▸ Job
Give only the number of lines in the records that include the string "React".

▸ Input material
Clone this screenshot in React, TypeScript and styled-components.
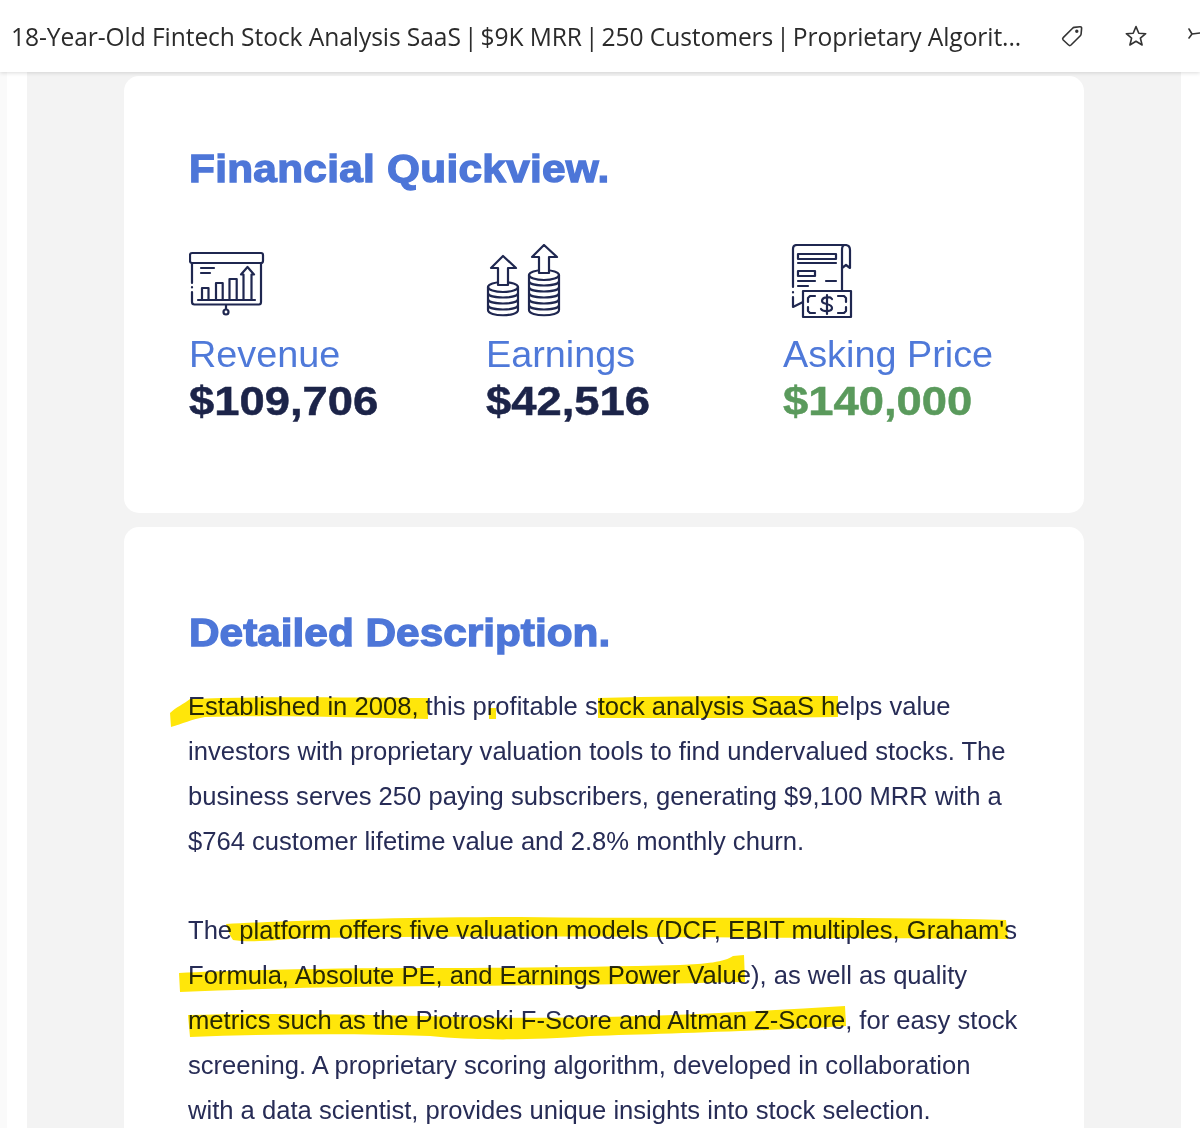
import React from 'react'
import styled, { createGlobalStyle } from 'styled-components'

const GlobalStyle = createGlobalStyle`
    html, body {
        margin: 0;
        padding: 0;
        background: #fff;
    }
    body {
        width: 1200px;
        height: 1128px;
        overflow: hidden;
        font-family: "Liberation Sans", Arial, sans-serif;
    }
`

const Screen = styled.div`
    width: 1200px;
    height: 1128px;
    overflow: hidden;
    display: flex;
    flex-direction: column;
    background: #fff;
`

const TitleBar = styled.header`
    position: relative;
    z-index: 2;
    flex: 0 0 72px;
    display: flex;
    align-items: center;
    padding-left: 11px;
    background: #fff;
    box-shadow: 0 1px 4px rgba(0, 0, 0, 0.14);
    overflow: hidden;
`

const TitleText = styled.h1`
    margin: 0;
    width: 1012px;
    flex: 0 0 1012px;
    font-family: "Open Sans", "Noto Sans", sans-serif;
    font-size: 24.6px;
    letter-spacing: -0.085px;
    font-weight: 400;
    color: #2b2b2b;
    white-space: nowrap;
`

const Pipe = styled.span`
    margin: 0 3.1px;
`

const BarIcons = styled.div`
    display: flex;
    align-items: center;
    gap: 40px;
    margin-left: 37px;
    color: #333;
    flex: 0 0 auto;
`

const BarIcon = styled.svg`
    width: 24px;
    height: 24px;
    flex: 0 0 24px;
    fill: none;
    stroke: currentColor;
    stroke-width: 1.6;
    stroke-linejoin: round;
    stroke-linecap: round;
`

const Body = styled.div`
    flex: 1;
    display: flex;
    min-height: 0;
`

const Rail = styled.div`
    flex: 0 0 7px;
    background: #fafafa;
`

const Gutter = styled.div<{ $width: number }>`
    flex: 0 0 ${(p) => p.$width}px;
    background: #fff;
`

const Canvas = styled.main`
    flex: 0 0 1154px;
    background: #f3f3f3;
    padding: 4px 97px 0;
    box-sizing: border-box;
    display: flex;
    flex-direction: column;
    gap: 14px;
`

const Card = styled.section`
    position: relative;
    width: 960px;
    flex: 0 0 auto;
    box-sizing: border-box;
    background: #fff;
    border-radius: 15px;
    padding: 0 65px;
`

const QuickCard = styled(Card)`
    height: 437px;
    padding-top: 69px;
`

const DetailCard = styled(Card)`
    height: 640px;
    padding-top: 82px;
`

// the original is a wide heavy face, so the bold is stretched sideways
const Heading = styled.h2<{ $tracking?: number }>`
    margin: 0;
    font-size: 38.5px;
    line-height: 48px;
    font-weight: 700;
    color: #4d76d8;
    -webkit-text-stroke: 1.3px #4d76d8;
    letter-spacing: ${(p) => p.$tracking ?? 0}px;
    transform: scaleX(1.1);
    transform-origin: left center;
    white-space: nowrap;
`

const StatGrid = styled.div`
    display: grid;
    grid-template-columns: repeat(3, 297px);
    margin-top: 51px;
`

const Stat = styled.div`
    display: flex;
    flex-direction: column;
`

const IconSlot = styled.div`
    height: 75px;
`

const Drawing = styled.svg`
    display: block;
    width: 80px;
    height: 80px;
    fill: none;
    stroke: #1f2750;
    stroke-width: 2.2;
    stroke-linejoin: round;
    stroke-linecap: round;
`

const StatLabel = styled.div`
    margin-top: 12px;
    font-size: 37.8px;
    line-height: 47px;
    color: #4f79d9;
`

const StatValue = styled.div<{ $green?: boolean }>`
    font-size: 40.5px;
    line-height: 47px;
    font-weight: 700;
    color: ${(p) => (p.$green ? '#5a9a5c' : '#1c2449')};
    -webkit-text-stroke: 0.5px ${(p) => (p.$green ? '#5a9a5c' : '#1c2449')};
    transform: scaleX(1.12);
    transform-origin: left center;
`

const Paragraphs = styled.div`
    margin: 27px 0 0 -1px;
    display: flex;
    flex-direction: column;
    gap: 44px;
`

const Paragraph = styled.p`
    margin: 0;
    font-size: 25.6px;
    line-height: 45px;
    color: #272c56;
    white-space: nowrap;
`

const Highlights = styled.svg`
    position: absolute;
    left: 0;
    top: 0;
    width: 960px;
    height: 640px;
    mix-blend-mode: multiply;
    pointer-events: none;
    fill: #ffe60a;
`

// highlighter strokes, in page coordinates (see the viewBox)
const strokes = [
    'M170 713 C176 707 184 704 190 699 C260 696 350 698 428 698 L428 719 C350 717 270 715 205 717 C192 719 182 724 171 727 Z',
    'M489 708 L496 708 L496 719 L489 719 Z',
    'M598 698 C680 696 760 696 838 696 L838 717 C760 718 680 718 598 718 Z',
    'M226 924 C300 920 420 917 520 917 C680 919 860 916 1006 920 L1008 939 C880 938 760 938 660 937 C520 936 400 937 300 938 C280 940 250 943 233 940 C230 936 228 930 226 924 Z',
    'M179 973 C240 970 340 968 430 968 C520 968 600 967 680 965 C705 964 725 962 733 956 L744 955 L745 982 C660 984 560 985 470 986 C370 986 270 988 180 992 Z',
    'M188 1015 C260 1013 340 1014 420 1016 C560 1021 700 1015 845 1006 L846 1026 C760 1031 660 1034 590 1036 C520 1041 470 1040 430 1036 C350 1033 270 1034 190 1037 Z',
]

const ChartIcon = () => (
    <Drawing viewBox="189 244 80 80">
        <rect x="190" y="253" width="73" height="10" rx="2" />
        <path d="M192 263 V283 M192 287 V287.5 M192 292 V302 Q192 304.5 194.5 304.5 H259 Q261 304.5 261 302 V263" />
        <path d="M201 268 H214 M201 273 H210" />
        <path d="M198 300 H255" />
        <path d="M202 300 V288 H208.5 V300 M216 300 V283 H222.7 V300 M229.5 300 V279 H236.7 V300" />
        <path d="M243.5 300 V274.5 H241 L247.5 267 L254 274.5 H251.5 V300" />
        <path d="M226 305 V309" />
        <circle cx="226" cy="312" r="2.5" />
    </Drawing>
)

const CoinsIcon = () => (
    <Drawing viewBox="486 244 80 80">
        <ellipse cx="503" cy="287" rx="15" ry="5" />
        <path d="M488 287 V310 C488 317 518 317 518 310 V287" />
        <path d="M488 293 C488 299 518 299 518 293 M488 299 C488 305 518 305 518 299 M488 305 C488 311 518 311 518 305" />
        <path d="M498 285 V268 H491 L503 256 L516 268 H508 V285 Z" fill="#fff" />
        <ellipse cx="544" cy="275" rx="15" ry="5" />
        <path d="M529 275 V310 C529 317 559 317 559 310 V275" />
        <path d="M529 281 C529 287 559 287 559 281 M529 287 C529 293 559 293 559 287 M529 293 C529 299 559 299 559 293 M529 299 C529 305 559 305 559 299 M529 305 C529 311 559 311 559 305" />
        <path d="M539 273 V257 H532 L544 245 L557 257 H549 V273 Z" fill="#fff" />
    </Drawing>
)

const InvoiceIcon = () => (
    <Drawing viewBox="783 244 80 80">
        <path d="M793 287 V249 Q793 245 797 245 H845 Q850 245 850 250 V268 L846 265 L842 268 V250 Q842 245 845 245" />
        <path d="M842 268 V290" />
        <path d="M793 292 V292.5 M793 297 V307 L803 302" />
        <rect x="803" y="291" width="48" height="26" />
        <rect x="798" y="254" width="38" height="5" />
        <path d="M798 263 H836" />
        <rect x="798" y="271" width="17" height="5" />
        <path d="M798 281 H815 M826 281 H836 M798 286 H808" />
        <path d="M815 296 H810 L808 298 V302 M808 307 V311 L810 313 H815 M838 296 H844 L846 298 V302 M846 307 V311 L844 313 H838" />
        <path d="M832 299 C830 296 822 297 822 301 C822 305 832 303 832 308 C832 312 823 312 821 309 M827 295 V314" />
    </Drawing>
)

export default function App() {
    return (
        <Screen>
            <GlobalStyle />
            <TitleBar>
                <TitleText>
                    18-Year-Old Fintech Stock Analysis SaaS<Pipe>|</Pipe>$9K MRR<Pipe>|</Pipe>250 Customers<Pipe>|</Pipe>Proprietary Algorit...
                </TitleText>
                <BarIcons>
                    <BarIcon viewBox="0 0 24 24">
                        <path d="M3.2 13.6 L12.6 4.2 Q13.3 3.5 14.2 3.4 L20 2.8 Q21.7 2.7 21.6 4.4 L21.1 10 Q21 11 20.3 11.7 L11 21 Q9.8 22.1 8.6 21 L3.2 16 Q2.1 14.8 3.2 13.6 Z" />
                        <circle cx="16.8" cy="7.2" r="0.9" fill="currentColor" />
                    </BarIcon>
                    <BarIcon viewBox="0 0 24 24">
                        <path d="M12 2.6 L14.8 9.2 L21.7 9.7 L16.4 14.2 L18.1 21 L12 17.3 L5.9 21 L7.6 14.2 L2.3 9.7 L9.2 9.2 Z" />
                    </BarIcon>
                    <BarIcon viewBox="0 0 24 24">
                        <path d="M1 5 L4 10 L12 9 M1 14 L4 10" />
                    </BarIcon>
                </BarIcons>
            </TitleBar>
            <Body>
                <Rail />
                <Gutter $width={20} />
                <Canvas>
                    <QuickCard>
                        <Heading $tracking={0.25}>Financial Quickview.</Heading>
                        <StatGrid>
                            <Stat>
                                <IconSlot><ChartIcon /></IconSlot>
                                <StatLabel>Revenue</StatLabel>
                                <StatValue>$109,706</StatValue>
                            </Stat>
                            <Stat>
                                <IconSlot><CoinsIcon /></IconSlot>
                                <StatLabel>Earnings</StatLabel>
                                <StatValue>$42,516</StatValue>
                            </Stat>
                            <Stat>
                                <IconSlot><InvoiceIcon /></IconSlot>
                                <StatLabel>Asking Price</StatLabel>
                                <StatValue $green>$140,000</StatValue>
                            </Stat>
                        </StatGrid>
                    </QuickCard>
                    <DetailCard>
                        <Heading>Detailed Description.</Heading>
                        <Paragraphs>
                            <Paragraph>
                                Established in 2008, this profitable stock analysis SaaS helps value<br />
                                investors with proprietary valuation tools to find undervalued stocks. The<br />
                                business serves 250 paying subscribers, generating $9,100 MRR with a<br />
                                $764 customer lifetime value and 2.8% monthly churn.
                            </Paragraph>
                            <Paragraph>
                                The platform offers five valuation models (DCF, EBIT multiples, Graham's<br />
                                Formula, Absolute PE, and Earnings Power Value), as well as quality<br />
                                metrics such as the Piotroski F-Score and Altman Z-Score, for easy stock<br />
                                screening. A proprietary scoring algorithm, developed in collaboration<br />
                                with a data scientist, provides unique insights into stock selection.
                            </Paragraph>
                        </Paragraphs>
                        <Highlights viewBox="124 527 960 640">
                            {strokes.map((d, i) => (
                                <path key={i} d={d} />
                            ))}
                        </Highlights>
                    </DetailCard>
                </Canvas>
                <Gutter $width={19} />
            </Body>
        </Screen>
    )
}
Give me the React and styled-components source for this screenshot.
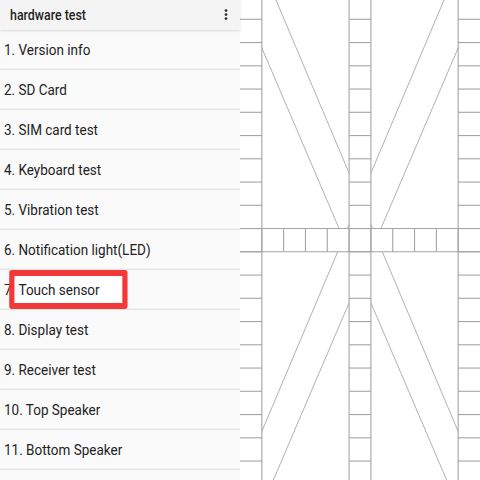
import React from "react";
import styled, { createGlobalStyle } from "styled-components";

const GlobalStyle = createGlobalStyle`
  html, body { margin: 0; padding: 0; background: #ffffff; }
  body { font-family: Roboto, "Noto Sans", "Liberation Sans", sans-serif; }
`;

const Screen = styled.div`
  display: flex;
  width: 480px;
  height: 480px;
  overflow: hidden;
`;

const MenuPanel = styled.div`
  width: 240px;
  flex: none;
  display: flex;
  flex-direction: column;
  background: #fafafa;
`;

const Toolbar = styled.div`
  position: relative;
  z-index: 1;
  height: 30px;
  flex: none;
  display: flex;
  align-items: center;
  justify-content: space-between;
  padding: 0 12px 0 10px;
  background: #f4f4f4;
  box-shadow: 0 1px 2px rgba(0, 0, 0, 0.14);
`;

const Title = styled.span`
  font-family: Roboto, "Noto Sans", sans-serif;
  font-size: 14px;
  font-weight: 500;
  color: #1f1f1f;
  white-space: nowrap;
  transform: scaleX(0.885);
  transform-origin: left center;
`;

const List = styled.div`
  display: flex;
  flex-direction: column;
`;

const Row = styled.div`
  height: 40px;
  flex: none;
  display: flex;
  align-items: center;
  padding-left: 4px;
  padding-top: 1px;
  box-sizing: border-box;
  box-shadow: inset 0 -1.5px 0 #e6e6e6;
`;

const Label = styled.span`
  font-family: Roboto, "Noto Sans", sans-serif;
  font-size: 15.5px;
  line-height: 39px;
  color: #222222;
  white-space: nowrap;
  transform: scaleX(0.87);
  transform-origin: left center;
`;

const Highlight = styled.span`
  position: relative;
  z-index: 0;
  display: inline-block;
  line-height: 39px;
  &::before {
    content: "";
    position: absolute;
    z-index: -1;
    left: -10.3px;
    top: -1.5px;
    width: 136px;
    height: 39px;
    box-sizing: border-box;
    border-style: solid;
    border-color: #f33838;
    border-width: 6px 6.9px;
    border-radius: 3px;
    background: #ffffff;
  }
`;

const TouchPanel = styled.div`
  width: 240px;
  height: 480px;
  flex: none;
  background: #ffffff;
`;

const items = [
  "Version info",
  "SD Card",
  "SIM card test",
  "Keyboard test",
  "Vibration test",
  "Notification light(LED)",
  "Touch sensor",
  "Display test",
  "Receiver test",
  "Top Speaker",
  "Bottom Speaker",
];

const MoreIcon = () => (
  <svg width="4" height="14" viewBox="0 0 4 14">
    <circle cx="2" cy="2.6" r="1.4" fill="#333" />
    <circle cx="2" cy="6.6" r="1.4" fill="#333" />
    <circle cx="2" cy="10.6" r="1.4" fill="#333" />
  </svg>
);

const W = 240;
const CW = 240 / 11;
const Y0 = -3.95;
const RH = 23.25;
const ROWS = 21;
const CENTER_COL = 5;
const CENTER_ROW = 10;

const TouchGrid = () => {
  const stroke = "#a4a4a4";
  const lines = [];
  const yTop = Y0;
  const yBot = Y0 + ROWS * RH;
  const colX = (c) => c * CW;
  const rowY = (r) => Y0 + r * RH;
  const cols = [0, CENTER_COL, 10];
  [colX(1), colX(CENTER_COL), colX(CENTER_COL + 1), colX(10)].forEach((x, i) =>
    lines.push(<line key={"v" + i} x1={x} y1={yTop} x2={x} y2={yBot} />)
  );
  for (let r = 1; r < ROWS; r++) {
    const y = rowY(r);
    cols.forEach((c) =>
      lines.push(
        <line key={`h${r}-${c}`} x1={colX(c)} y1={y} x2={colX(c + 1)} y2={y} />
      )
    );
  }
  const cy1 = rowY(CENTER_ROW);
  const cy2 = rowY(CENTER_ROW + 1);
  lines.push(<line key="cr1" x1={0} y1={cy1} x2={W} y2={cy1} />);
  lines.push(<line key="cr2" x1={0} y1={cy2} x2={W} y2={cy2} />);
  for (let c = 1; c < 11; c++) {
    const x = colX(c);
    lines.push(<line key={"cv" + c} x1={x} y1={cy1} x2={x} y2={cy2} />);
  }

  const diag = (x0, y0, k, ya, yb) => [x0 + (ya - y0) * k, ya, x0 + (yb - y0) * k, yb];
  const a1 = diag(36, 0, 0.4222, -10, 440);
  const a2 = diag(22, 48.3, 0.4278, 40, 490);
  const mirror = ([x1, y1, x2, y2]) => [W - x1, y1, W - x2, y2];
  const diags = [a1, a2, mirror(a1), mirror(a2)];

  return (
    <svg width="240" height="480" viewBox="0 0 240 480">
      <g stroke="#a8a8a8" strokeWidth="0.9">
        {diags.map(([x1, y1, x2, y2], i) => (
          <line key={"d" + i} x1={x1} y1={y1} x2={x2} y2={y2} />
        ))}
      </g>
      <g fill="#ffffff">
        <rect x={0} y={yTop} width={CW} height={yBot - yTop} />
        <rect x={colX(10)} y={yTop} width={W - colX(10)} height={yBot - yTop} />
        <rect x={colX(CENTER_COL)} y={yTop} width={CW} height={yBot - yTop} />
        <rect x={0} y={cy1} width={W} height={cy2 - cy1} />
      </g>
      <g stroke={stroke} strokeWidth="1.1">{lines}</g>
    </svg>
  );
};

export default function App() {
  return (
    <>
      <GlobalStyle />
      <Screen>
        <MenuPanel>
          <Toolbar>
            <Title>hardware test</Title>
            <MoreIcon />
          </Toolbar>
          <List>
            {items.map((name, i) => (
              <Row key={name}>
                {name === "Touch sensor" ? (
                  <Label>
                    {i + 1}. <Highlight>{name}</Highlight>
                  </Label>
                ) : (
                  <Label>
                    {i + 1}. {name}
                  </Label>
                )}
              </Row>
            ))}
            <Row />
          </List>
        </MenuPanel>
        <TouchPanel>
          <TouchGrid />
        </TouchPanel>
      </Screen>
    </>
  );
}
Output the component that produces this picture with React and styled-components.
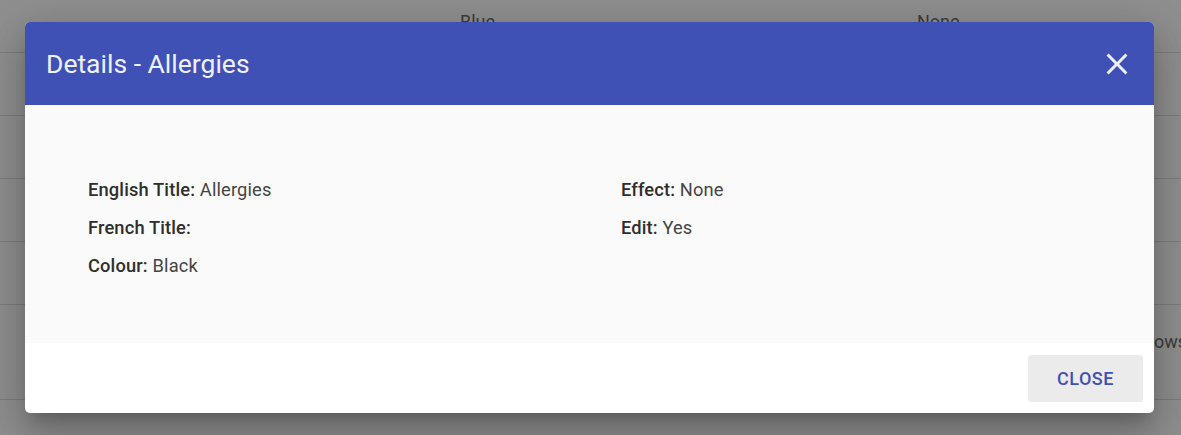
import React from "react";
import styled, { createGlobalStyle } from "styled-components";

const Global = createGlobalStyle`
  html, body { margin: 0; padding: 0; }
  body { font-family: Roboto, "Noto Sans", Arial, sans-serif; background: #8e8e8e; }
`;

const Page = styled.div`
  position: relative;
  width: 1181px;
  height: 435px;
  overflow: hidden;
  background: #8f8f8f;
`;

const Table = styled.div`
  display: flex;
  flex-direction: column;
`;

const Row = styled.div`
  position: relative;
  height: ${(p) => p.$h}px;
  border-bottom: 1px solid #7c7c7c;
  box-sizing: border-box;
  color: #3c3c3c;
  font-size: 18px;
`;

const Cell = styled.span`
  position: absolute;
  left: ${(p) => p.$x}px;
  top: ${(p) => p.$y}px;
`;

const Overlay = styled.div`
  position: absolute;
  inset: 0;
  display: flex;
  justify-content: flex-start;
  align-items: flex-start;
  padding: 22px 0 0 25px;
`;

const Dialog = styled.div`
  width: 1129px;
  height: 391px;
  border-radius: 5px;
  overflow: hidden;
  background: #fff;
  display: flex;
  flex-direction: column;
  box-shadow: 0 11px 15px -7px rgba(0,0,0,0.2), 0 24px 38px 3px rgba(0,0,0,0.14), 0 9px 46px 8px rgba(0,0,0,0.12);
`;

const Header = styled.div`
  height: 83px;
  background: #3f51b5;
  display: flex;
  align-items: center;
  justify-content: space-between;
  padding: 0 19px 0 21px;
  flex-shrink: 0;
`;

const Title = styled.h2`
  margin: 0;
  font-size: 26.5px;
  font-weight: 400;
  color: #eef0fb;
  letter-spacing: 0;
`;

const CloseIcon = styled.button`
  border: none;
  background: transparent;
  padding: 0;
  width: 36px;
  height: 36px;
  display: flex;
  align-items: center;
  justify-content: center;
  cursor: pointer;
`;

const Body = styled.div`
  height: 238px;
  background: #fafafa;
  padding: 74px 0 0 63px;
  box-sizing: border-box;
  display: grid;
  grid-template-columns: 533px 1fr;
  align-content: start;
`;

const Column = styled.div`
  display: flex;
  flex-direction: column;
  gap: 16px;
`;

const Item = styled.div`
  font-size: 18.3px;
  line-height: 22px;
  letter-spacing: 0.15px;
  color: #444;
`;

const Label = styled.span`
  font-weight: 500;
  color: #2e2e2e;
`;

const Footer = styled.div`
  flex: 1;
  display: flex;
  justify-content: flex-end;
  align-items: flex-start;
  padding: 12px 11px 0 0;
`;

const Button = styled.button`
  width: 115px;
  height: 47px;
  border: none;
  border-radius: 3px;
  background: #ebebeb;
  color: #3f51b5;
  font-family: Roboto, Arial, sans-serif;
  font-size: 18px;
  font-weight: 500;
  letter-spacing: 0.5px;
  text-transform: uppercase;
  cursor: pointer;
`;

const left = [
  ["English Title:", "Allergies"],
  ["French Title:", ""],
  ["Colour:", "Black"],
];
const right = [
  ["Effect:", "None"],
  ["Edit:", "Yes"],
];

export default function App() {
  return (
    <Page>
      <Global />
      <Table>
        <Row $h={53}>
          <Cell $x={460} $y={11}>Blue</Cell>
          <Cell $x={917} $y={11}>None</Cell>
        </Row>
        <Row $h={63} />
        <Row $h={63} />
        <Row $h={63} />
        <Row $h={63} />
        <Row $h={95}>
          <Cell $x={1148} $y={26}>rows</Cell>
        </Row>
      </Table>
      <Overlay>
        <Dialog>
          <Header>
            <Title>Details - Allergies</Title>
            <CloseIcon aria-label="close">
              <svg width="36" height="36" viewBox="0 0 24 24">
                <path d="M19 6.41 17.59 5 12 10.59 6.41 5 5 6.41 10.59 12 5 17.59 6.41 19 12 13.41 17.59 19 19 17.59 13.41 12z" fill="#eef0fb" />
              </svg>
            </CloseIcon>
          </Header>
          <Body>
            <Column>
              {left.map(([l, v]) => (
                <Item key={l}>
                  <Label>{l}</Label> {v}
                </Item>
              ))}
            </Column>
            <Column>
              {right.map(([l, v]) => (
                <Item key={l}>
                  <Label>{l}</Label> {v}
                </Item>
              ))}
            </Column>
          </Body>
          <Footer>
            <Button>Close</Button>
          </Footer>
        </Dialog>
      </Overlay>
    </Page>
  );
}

▸ Written response
6